Introduction and Background
Neighboring Albania is a small Balkan country (4 million inhabitants) of a very unique history and language. Positioned in a very strategic place, the country has been subject to long periods of Roman, Slavic and Ottoman rule, despite the last century of independence. As a result of such cultural and religious geostrategic clashes between East and West, Albania has been considered an almost a “border” country. Unfortunately, after the Second World War, such a pattern was reinforced by the total self-isolation of the country from the rest of world for ideological purposes. The authoritarian regime of Tirana proudly proclaimed “We are neither Est nor West”, introducing the concept of a “buffer country” in between the “Iron Curtain”.
With the collapse of the “Berlin Wall”, Albania also entered a tumultuous rush towards pluralism and market economy, trying to somehow catch “the last train to Europe”. But this transition has not been easy. A lot of dramatic events happened during the 90s, including: 1 million people emigrated abroad, a collapse of financial pyramidal schemes, continuous social unrest, the war in Kosovo and refugee crisis, etc.
However, progress accompanied by ups and downs was experienced and still continues, with periods of up to 6% economic growth per annum. Since 2003 Albania has embarked on a resolute process of integration with EU and NATO. But, while the membership of the latter, has already become a reality, the process of European integration has been more challenging due to the desperate lack and urgent need for reforming legislation and state institutions, fighting corruption and organized crime, the formalization of economy and establishment of social justice and rule of law.
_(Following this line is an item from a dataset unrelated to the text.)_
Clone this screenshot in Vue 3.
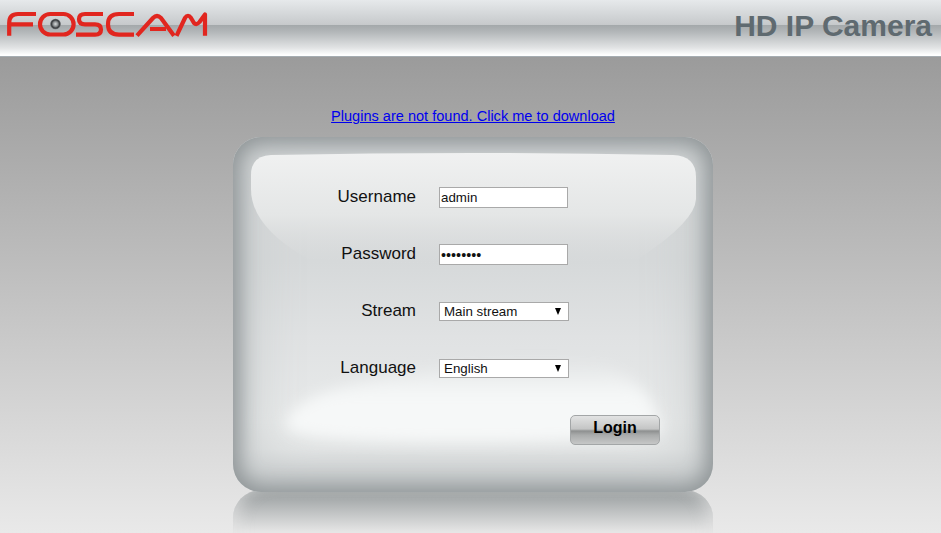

At present time the official national GDP of Albania is around 13 billion Euros, which is equal to-includes? the estimations of the extra-legal economy, too. This means that there exists a big gap between the energy of people and society and the actions of new laws and state institutions. The incorporation of the nation’s “frozen capital” and “hidden wealth” within the formal channels of economy represents one of the main challenges for Albanian society in the coming decade. But, the undertaking of such an operation requires new legislations along with physical documentation of the extralegal wealth.
What is desperately needed above all is promoting e new concept of social justice and good governance that inspires and encourages the excluded ones so as to consciously move them from an extra-legal status towards the rule of law. Therefore, such an operation must move from the big-scale national framework measures towards small-scale piloting projects, which inspire nationwide upgrading and integration programs.